The US government has provided sovereign loan guarantees to five different countries (Israel, Egypt, Tunisia, Jordan and Ukraine) since 1993 to support economic reform initiatives in the target countries. According to Sam Ostrander, a spokesperson from USAID, sovereign guarantees are specifically authorized by Congress and administered by USAID. Once Congress authorizes the use of a sovereign guarantee, an interagency committee meets to structure the guarantee and agree on terms and conditions. USAID considers the program a success -- to date, $21.3 billion in sovereign loan guarantees have been issued and there have been no defaults.

Recently, Sovereign Bond Guarantees have moved beyond simply targeting economic reform initiatives and have been used more broadly to assist countries such as Jordan facing a large influx of refugees. The support of external financing has allowed Jordan to issue the bonds at a more favorable rate (3% compared to 6.6%), thus reducing the public sector deficit. The Jordanian guarantee is perhaps a proven test case for this alternative type of development finance. Despite external shocks, Jordan has maintained single digit inflation, is experiencing steady growth and continues its targeted social protection programs. From an investor standpoint, these types of guaranteed fixed income products at 3-5% yields are ideal compared rates of 2 percent for US treasuries and zero and negative yields in Europe and Japan.
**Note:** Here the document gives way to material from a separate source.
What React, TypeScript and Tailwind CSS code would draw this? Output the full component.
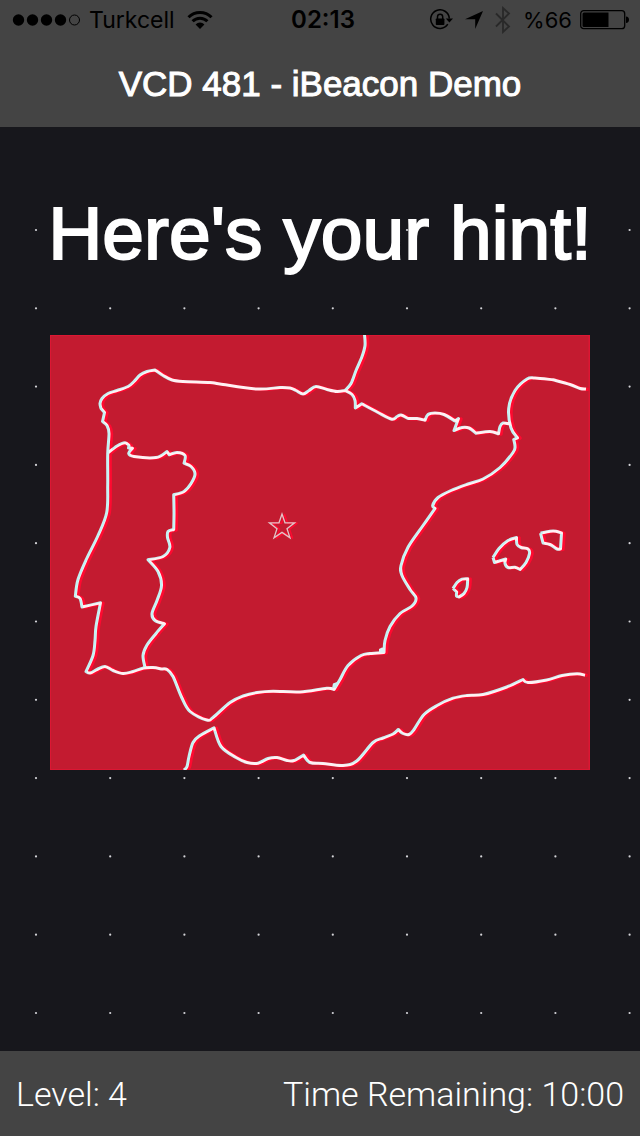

The natural iteration of this would be to link innovative development finance to outcomes. For instance, development agencies or banks could discount the loans if metrics of successful resettlement are met, such as high employment in the formal economy and enrollment of refugee children in school. If certain indicators are met, agencies such as USAID would essentially be providing a concessional loan and underwriting the difference. This type of blended capital, with elements of both aid and traditional finance, is relatively unchartered yet holds promise.

Equity markets could also be leveraged in ways to support the refugee crisis. Imagine a refugee fund comprised of listed companies in the Amman Stock Exchange that all have a role in resettlement. Kleinman suggests that "major index weights come from banking, real estate, cement, power and other firms that would be relevant. Purely private logistics and other businesses as now active in Europe could also be equity targets either individually or in a pooled fund." This type of fund would certainly appeal to impact oriented investors, but may also attract traditional commercial equity investors as well.

In the anonymous millions of refugees is someone's father, daughter, child. The funding gaps are not simply numbers, they represent one's most human needs -- education, housing, healthcare, food. These can't be left to chance or handouts, but rather can be met through the careful and thoughtful leverage of markets.